- [EXERCISE BRIEF]
Tally the lines that include "styles". Output the number only.

- [INFORMATION PROVIDED]
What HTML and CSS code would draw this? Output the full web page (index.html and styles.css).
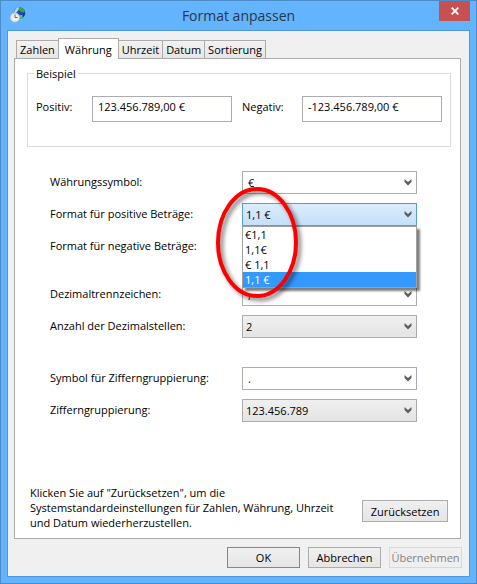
FILE: index.html
```html
<!DOCTYPE html>
<html lang="de">
<head>
    <meta charset="utf-8">
    <title>Format anpassen</title>
    <link rel="stylesheet" href="styles.css">
</head>
<body>
    <svg class="defs" width="0" height="0" aria-hidden="true">
        <symbol id="chevron" viewBox="0 0 8 7">
            <path d="M0.500 0 L4 3 L7.500 0 V3 L4 6.500 L0.500 3 Z" fill="#606060"/>
        </symbol>
    </svg>

    <div class="window">
        <header class="titlebar">
            <svg class="app-icon" width="16" height="16" viewBox="0 0 16 16" aria-hidden="true">
                <circle cx="9.500" cy="6" r="5.800" fill="#1c4fae"/>
                <path d="M4 5 Q5.500 0.500 9.500 0.300 L8.500 3 L7 5 L4.500 7 Z" fill="#a9dcf0"/>
                <path d="M8.500 1.500 L10 0.500 Q13.500 1 15 4.500 L13.500 6 L11 4.500 L9.500 4 Z" fill="#3fa447"/>
                <path d="M12.500 6 L15 5.500 Q15 8 13.500 9.800 L12.500 8.500 Z" fill="#123a8c"/>
                <path d="M9.500 8 L12.500 8 L12.500 10.500 L10 11.800 Z" fill="#62c25c"/>
                <circle cx="5" cy="10.500" r="4.500" fill="#eceeef" stroke="#c0c8ce"/>
                <path d="M5 7.500 V10.500 H7.500" fill="none" stroke="#5c6670"/>
            </svg>
            <h1 class="title">Format anpassen</h1>
            <button class="close-btn" type="button" aria-label="Schließen">
                <svg width="8" height="8" viewBox="0 0 8 8" aria-hidden="true">
                    <path d="M0.700 0.700 L7.300 7.300 M7.300 0.700 L0.700 7.300" stroke="#fff" stroke-width="1.800"/>
                </svg>
            </button>
        </header>

        <main class="client">
            <div class="tabs" role="tablist">
                <button class="tab" type="button" role="tab">Zahlen</button>
                <button class="tab active" type="button" role="tab" aria-selected="true">Währung</button>
                <button class="tab" type="button" role="tab">Uhrzeit</button>
                <button class="tab" type="button" role="tab">Datum</button>
                <button class="tab" type="button" role="tab">Sortierung</button>
            </div>

            <div class="panel" role="tabpanel">
                <fieldset class="example">
                    <legend>Beispiel</legend>
                    <div class="example-row">
                        <label for="positive">Positiv:</label>
                        <input type="text" id="positive" value="123.456.789,00 €" readonly>
                        <label for="negative">Negativ:</label>
                        <input type="text" id="negative" value="-123.456.789,00 €" readonly>
                    </div>
                </fieldset>

                <div class="settings">
                    <div class="row">
                        <label for="symbol">Währungssymbol:</label>
                        <div class="combo editable">
                            <select id="symbol"><option>€</option></select>
                            <svg class="arrow" width="8" height="7"><use href="#chevron"/></svg>
                        </div>
                    </div>
                    <div class="row">
                        <label for="pos-format">Format für positive Beträge:</label>
                        <div class="combo open">
                            <select id="pos-format"><option>1,1 €</option></select>
                            <svg class="arrow" width="8" height="7"><use href="#chevron"/></svg>
                            <ul class="list" role="listbox" aria-label="Format für positive Beträge">
                                <li role="option">€1,1</li>
                                <li role="option">1,1€</li>
                                <li role="option">€ 1,1</li>
                                <li role="option" class="selected" aria-selected="true">1,1 €</li>
                            </ul>
                            <svg class="marker" width="100" height="130" viewBox="0 0 100 130" aria-hidden="true">
                                <ellipse cx="50" cy="65.500" rx="39" ry="53.500" fill="none" stroke="#fe0000" stroke-width="4"/>
                            </svg>
                        </div>
                    </div>
                    <div class="row">
                        <label for="neg-format">Format für negative Beträge:</label>
                        <div class="combo">
                            <select id="neg-format"><option>-1,1 €</option></select>
                            <svg class="arrow" width="8" height="7"><use href="#chevron"/></svg>
                        </div>
                    </div>
                    <div class="row decimals">
                        <label for="decimal">Dezimaltrennzeichen:</label>
                        <div class="combo editable">
                            <select id="decimal"><option>,</option></select>
                            <svg class="arrow" width="8" height="7"><use href="#chevron"/></svg>
                        </div>
                    </div>
                    <div class="row">
                        <label for="digits">Anzahl der Dezimalstellen:</label>
                        <div class="combo">
                            <select id="digits"><option>2</option></select>
                            <svg class="arrow" width="8" height="7"><use href="#chevron"/></svg>
                        </div>
                    </div>
                    <div class="row grouping">
                        <label for="group-symbol">Symbol für Zifferngruppierung:</label>
                        <div class="combo editable">
                            <select id="group-symbol"><option>.</option></select>
                            <svg class="arrow" width="8" height="7"><use href="#chevron"/></svg>
                        </div>
                    </div>
                    <div class="row">
                        <label for="grouping">Zifferngruppierung:</label>
                        <div class="combo">
                            <select id="grouping"><option>123.456.789</option></select>
                            <svg class="arrow" width="8" height="7"><use href="#chevron"/></svg>
                        </div>
                    </div>
                </div>

                <div class="reset">
                    <p>Klicken Sie auf "Zurücksetzen", um die<br>Systemstandardeinstellungen für Zahlen, Währung, Uhrzeit<br>und Datum wiederherzustellen.</p>
                    <button class="btn" type="button">Zurücksetzen</button>
                </div>
            </div>

            <footer class="actions">
                <button class="btn default" type="button">OK</button>
                <button class="btn" type="button">Abbrechen</button>
                <button class="btn" type="button" disabled>Übernehmen</button>
            </footer>
        </main>
    </div>
</body>
</html>
```

FILE: styles.css
```css
* {
    box-sizing: border-box;
}

body {
    margin: 0;
    color: #000;
    font-family: "Open Sans", "Noto Sans", sans-serif;
    font-size: 11px;
    line-height: 15px;
}

button, input, select {
    font: inherit;
    color: inherit;
    margin: 0;
    border-radius: 0;
}

.defs {
    position: absolute;
}

.window {
    display: flex;
    flex-direction: column;
    min-height: 100vh;
    padding: 0 6px 6px;
    background-color: #64b3fd;
    border: 1px solid #4b8cc9;
}

.titlebar {
    display: grid;
    grid-template-columns: 31px 1fr 31px;
    align-items: start;
    height: 29px;
}

.app-icon {
    margin: 6px 0 0 3px;
}

.title {
    margin: 5px 0 0;
    font-size: 14px;
    font-weight: normal;
    line-height: 20px;
    text-align: center;
    color: #24384c;
}

.close-btn {
    display: flex;
    align-items: center;
    justify-content: center;
    height: 20px;
    padding: 0;
    border: none;
    background-color: #c75050;
}

.client {
    display: flex;
    flex: 1;
    flex-direction: column;
    padding: 7px 8px 8px 6px;
    background-color: #f0f0f0;
    border: 1px solid #4f97dd;
}

/* tabs */
.tabs {
    display: flex;
    align-items: flex-end;
    height: 21px;
    padding-left: 2px;
    margin-bottom: -1px;
}

.tab {
    height: 19px;
    padding: 0 3px;
    margin-left: -1px;
    border: 1px solid #acacac;
    background: linear-gradient(#f2f2f2, #e6e6e6);
    line-height: 17px;
}

.tab:first-child {
    margin-left: 0;
}

.tab.active {
    height: 21px;
    padding: 0 6px;
    border-bottom: none;
    background: #fff;
    z-index: 1;
}

.panel {
    display: flex;
    flex: 1;
    flex-direction: column;
    background-color: #fff;
    border: 1px solid #acacac;
}

/* example box */
.example {
    min-width: 0;
    margin: 7px 9px 0 12px;
    padding: 15px 8px 24px;
    border: 1px solid #dcdcdc;
}

.example legend {
    padding: 0 2px;
    margin-left: -2px;
}

.example-row {
    display: grid;
    grid-template-columns: 46px 1fr 50px 1fr;
    align-items: center;
    column-gap: 10px;
}

.example-row label {
    padding-bottom: 5px;
}

.example-row input {
    width: 100%;
    height: 26px;
    padding: 0 5px 5px;
    border: 1px solid #abadb3;
    outline: none;
    background-color: #fff;
}

/* currency settings */
.settings {
    display: flex;
    flex-direction: column;
    gap: 9px;
    padding: 24px 43px 0 35px;
}

.row {
    display: grid;
    grid-template-columns: 192px 1fr;
    align-items: center;
}

.row label {
    padding-bottom: 2px;
}

.row.decimals {
    margin-top: 16px;
}

.row.grouping {
    margin-top: 20px;
}

.combo {
    display: grid;
    position: relative;
    align-items: center;
    grid-template-columns: 1fr 13px;
}

.combo select {
    grid-area: 1 / 1 / 2 / 3;
    width: 100%;
    height: 23px;
    padding: 0 16px 0 3px;
    border: 1px solid #acacac;
    outline: none;
    background: linear-gradient(#f0f0f0, #e4e4e4);
    appearance: none;
}

.combo .arrow {
    grid-area: 1 / 2;
    pointer-events: none;
}

.combo.editable select {
    padding-left: 5px;
    background: #fff;
    border-color: #abadb3;
}

.combo.open {
    z-index: 1;
}

.combo.open select {
    border-color: #569de5;
    background: linear-gradient(#dcecfc, #c4e0fa);
}

.list {
    position: absolute;
    top: 100%;
    left: 0;
    right: 0;
    margin: 0;
    padding: 0;
    list-style: none;
    background-color: #fff;
    border: 1px solid #a0a0a0;
    box-shadow: 3px 3px 2px rgba(0, 0, 0, 0.5);
}

.list li {
    padding-left: 2px;
}

.list .selected {
    color: #fff;
    background-color: #3399ff;
}

/* red ring over the open list */
.marker {
    position: absolute;
    top: -26px;
    left: -35px;
    filter: drop-shadow(3px 3px 2px rgba(0, 0, 0, 0.5));
    pointer-events: none;
}

/* bottom */
.reset {
    display: flex;
    align-items: flex-end;
    justify-content: space-between;
    margin-top: auto;
    padding: 0 12px 8px 15px;
}

.reset p {
    margin: 0;
}

.reset .btn {
    width: 86px;
    height: 22px;
    margin-bottom: 8px;
}

.actions {
    display: flex;
    justify-content: flex-end;
    gap: 8px;
    margin: 8px -1px 0 0;
}

.btn {
    width: 73px;
    height: 21px;
    padding: 0;
    border: 1px solid #acacac;
    background: linear-gradient(#f0f0f0, #e5e5e5);
    line-height: 19px;
}

.btn.default {
    border-color: #3399ff;
}

.btn:disabled {
    color: #838383;
    border-color: #d9d9d9;
    background: #efefef;
}
```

- [ANSWER FOR THIS EXERCISE]
3